Episode 2: "Hier ist der Staat gefordert, einzugreifen und dafür zu sorgen, dass nicht gerade die darunter leiden, die am meisten darauf angewiesen sind", meinte eine Leserin, die mich angerufen hatte, weil sie in den vergangenen Wochen schon mehrmals gelesen hatte, dass Milchprodukte sich deutlich verteuert haben (siehe auch Blogeintrag "Echt sauer: Dafür gibt es eine 7,1"). Denn die Frau macht sich vor allem deswegen Sorgen, weil gerade Kinder viel Milch trinken sollen und möglichweise jetzt weniger in diesen die Gesundheit fördernden Genuss kommen, weil die Eltern der Meinung sein könnten, die Milch sei jetzt zu teurer und man müsse auf billigere Alternativen ausweichen. Eine genaue Vorstellung, wie das Umsetzen eine Subventionierung beim Milchkauf für Eltern mit Kindern konkret aussehen könnte, hatte sie aber nicht, sie sagte nur dies: "Die Behörden denken doch sonst auch die unmöglichsten Regularien aus, da werden sie doch einen Zuschuss für bedürftige Familien beim Einkauf von Milch hinkriegen." Widersprochen habe ich ihr nicht, doch ich gebe zu, dass ich von dieser Unterhaltung nur deshalb hier berichte, weil mich da abschließende Satz der Frau in der Leitung begeistert hat: "Bei der Gelegenheit habe ich bei uns auch gleich mal was geändert: Mein Mann muss jetzt zum Abendessen auf sein Bier verzichten und kriegt von mir ein Glas Milch auf den Tisch gestellt."
Episode 3: Weil es selten genug ist, erlaube ich mir heute, aus zwei mir per Mail zugeschickten Meinungen zu meiner Kolumne "Das ist das Dilemma" auf der aktuellen Seite Leserforum zu zitieren. Ein Leser meinte: "Ganz großartig ist Ihr letzter Absatz in der heutigen Kolumne über die Gewissensfreiheit der Abgeordneten. Alle Journalisten sollten ihre Stimme viel, viel mehr in diesem Sinne erheben. Es gilt, den sogenannten Fraktionszwang bei jeder Gelegenheit zu brandmarken." Ein zweiter Leser schrieb: ". Da neben dem Gewissen auch Fragen von Gesinnung, Moral, Ethik und Verantwortung eine wesentliche Rolle spielen, müssten an dieser Stelle für eine umfassende Antwort eigentlich Philosophen zu Worte kommen. Da sich ein Bundestagsabgeordneter auf das Gewissen allein also nicht berufen kann, stelle ich mir vor, dass sich die Abgeordneten zumindest ihrer Verantwortung gegenüber den Wählern bewusst sind.
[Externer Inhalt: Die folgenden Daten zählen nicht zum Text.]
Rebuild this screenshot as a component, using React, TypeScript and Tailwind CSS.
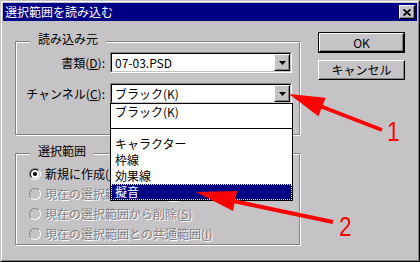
import React from "react";

const font = "font-['Noto_Sans_CJK_JP',sans-serif]";

type BoxProps = { className?: string; children?: React.ReactNode };

const Sunken = ({ className = "", children }: BoxProps) => (
  <div className={`border border-t-[#848284] border-l-[#848284] border-b-white border-r-white ${className}`}>
    <div className="h-full border border-t-black border-l-black border-b-[#c6c3c6] border-r-[#c6c3c6] bg-white flex items-center">
      {children}
    </div>
  </div>
);

const Raised = ({ className = "", children }: BoxProps) => (
  <div className={`border border-t-white border-l-white border-b-black border-r-black bg-[#c6c3c6] ${className}`}>
    <div className="h-full w-full border border-t-[#c6c3c6] border-l-[#c6c3c6] border-b-[#848284] border-r-[#848284] flex items-center justify-center">
      {children}
    </div>
  </div>
);

const Group = ({ label, className = "", children }: BoxProps & { label: string }) => (
  <div className={`relative w-[285px] border border-[#848284] shadow-[inset_1px_1px_0_#fff,1px_1px_0_#fff] ${className}`}>
    <span className="absolute left-[14px] -top-[10px] bg-[#c6c3c6] px-[8px] leading-[14px]">{label}</span>
    {children}
  </div>
);

const Combo = ({ text }: { text: React.ReactNode }) => (
  <Sunken className="w-[182px] h-[21px]">
    <span className="flex-1 pl-[3px] leading-[14px]">{text}</span>
    <Raised className="w-[16px] h-[17px]">
      <svg width="7" height="4" viewBox="0 0 7 4">
        <polygon points="0,0 7,0 3.5,4" fill="black" />
      </svg>
    </Raised>
  </Sunken>
);

const Radio = ({ checked, disabled }: { checked?: boolean; disabled?: boolean }) => (
  <div className="w-[12px] h-[12px] shrink-0 rounded-full border border-t-[#848284] border-l-[#848284] border-b-white border-r-white">
    <div
      className={
        disabled
          ? "w-full h-full rounded-full border border-[#c6c3c6] bg-[#c6c3c6]"
          : "w-full h-full rounded-full border border-t-black border-l-black border-b-[#c6c3c6] border-r-[#c6c3c6] bg-white flex items-center justify-center"
      }
    >
      {checked && <div className="w-[4px] h-[4px] rounded-full bg-black" />}
    </div>
  </div>
);

const options = [
  { label: "新規に作成", key: "N", checked: true, disabled: false },
  { label: "現在の選択範囲に追加", key: "A", checked: false, disabled: true },
  { label: "現在の選択範囲から削除", key: "S", checked: false, disabled: true },
  { label: "現在の選択範囲との共通範囲", key: "I", checked: false, disabled: true },
];

const channels = ["ブラック(K)", "-", "キャラクター", "枠線", "効果線", "擬音"];

export default function App() {
  return (
    <div className={`relative w-[420px] h-[262px] bg-[#c6c3c6] ${font} text-[12px] text-black`}>
      <div className="h-full border border-t-[#c6c3c6] border-l-[#c6c3c6] border-b-black border-r-black">
        <div className="h-full border border-t-white border-l-white border-b-[#848284] border-r-[#848284] p-px flex flex-col">
          {/* title bar */}
          <div className="h-[18px] bg-[#000084] flex items-center justify-between pl-[2px] pr-[2px]">
            <span className="text-white text-[12px] leading-[14px]">選択範囲を読み込む</span>
            <Raised className="w-[16px] h-[14px]">
              <svg width="8" height="7" viewBox="0 0 8 7">
                <path d="M0.5 0.5 L7.5 6.5 M7.5 0.5 L0.5 6.5" stroke="black" strokeWidth="1.8" />
              </svg>
            </Raised>
          </div>

          <div className="flex-1 flex pl-[12px]">
            {/* left column */}
            <div className="flex flex-col pt-[20px] gap-[18px]">
              <Group label="読み込み元" className="h-[94px]">
                <div className="flex flex-col gap-[10px] pt-[10px]">
                  <div className="flex items-center">
                    <span className="w-[89px] text-right leading-[14px]">
                      書類(<span className="underline">D</span>):
                    </span>
                    <div className="ml-[5px]">
                      <Combo text="07-03.PSD" />
                    </div>
                  </div>
                  <div className="flex items-center">
                    <span className="w-[89px] text-right leading-[14px]">
                      チャンネル(<span className="underline">C</span>):
                    </span>
                    <div className="ml-[5px] relative">
                      <Combo text="ブラック(K)" />
                      {/* open drop-down list */}
                      <div className="absolute left-0 top-[20px] w-[183px] border border-black bg-white z-10">
                        {channels.map((c) =>
                          c === "-" ? (
                            <div key={c} className="h-[16px] flex items-center">
                              <div className="h-px w-full bg-black" />
                            </div>
                          ) : c === "擬音" ? (
                            <div
                              key={c}
                              className="h-[16px] flex items-center pl-[3px] bg-[#000084] text-white border border-dotted border-[#ffff80]"
                            >
                              <span className="leading-[14px]">{c}</span>
                            </div>
                          ) : (
                            <div key={c} className="h-[16px] flex items-center pl-[3px] border border-transparent">
                              <span className="leading-[14px]">{c}</span>
                            </div>
                          )
                        )}
                      </div>
                    </div>
                  </div>
                </div>
              </Group>

              <Group label="選択範囲" className="h-[92px]">
                <div className="flex flex-col pt-[10px]">
                  {options.map((o) => (
                    <div key={o.key} className="h-[20px] flex items-center gap-[4px] pl-[13px]">
                      <Radio checked={o.checked} disabled={o.disabled} />
                      <span
                        className={
                          o.disabled
                            ? "leading-[14px] whitespace-nowrap text-[#848284] [text-shadow:1px_1px_0_#fff]"
                            : "leading-[14px] whitespace-nowrap"
                        }
                      >
                        {o.label}(<span className="underline">{o.key}</span>)
                      </span>
                    </div>
                  ))}
                </div>
              </Group>
            </div>

            {/* right column */}
            <div className="ml-[18px] pt-[11px] flex flex-col gap-[7px] w-[87px]">
              <div className="h-[21px] border border-black">
                <Raised className="h-full">
                  <span className="leading-[14px]">OK</span>
                </Raised>
              </div>
              <Raised className="h-[20px]">
                <span className="leading-[14px]">キャンセル</span>
              </Raised>
            </div>
          </div>
        </div>
      </div>

      {/* red annotation arrows */}
      <svg className="absolute inset-0 pointer-events-none z-20" width="420" height="262" viewBox="0 0 420 262">
        <line x1="382" y1="130" x2="320" y2="106" stroke="#ff0000" strokeWidth="4" />
        <polygon points="289,94 325.6,97.7 318.4,116.3" fill="#ff0000" />
        <line x1="333" y1="222" x2="233" y2="201" stroke="#ff0000" strokeWidth="4" />
        <polygon points="196,192 237,191 233,211" fill="#ff0000" />
      </svg>
      <span className="absolute left-[387px] top-[118px] z-20 text-[28px] leading-none text-[#ff0000] font-['Liberation_Sans',sans-serif] scale-x-[0.8] origin-left">
        1
      </span>
      <span className="absolute left-[339px] top-[213px] z-20 text-[28px] leading-none text-[#ff0000] font-['Liberation_Sans',sans-serif] scale-x-[0.8] origin-left">
        2
      </span>
    </div>
  );
}
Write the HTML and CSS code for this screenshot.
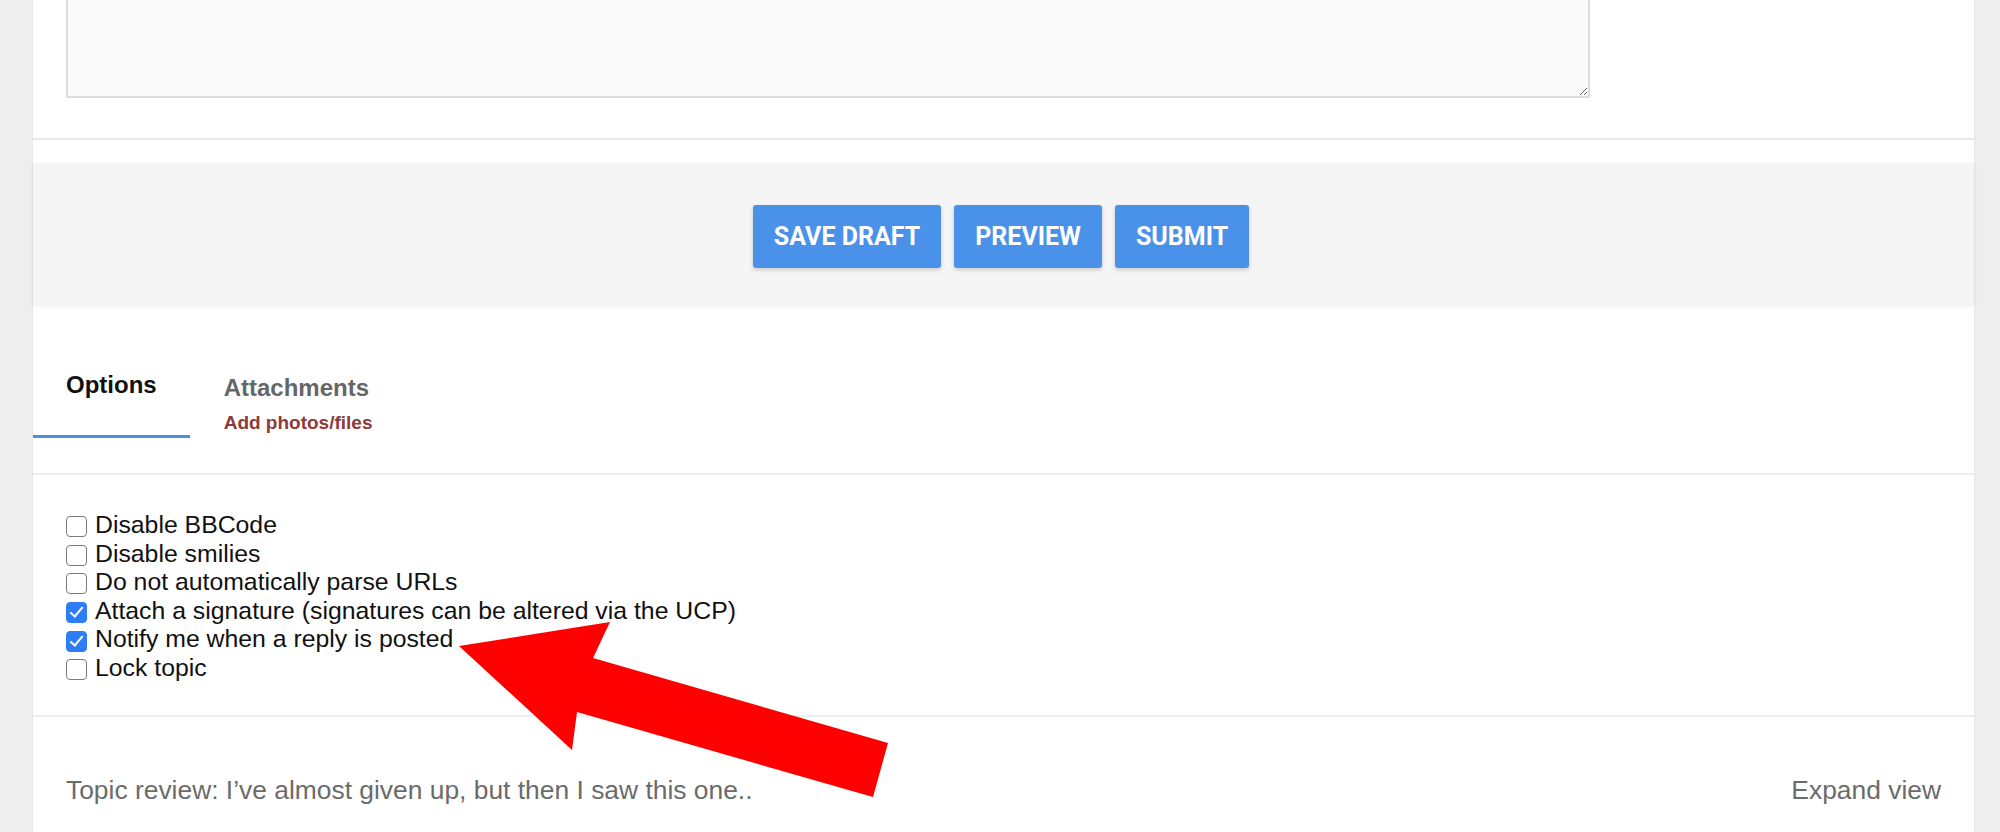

Diese Verantwortung besteht ja darin, dass die Abgeordneten einen aus dem Steueraufkommen der Bürger ganz ordentlich bezahlten Job auszuführen haben, dessen Aufgabe entsprechend Artikel 56 des Grundgesetzes sinngemäß darin besteht, dem Wohle des deutschen Volkes zu dienen und Schaden von ihm abzuwenden. Führen die Abgeordneten als Angestellte des Souveräns, also der Bürger, ihren Job nicht ordnungsgemäß aus, können sie von den Bürgern leider nicht einfach entlassen werden. Umso mehr ist die Verantwortung dieser Abgeordneten gegenüber den Wählern einzufordern. Gewissen und Verantwortung gehören zusammen, denn „ohne Verantwortung ist das Gewissen blind."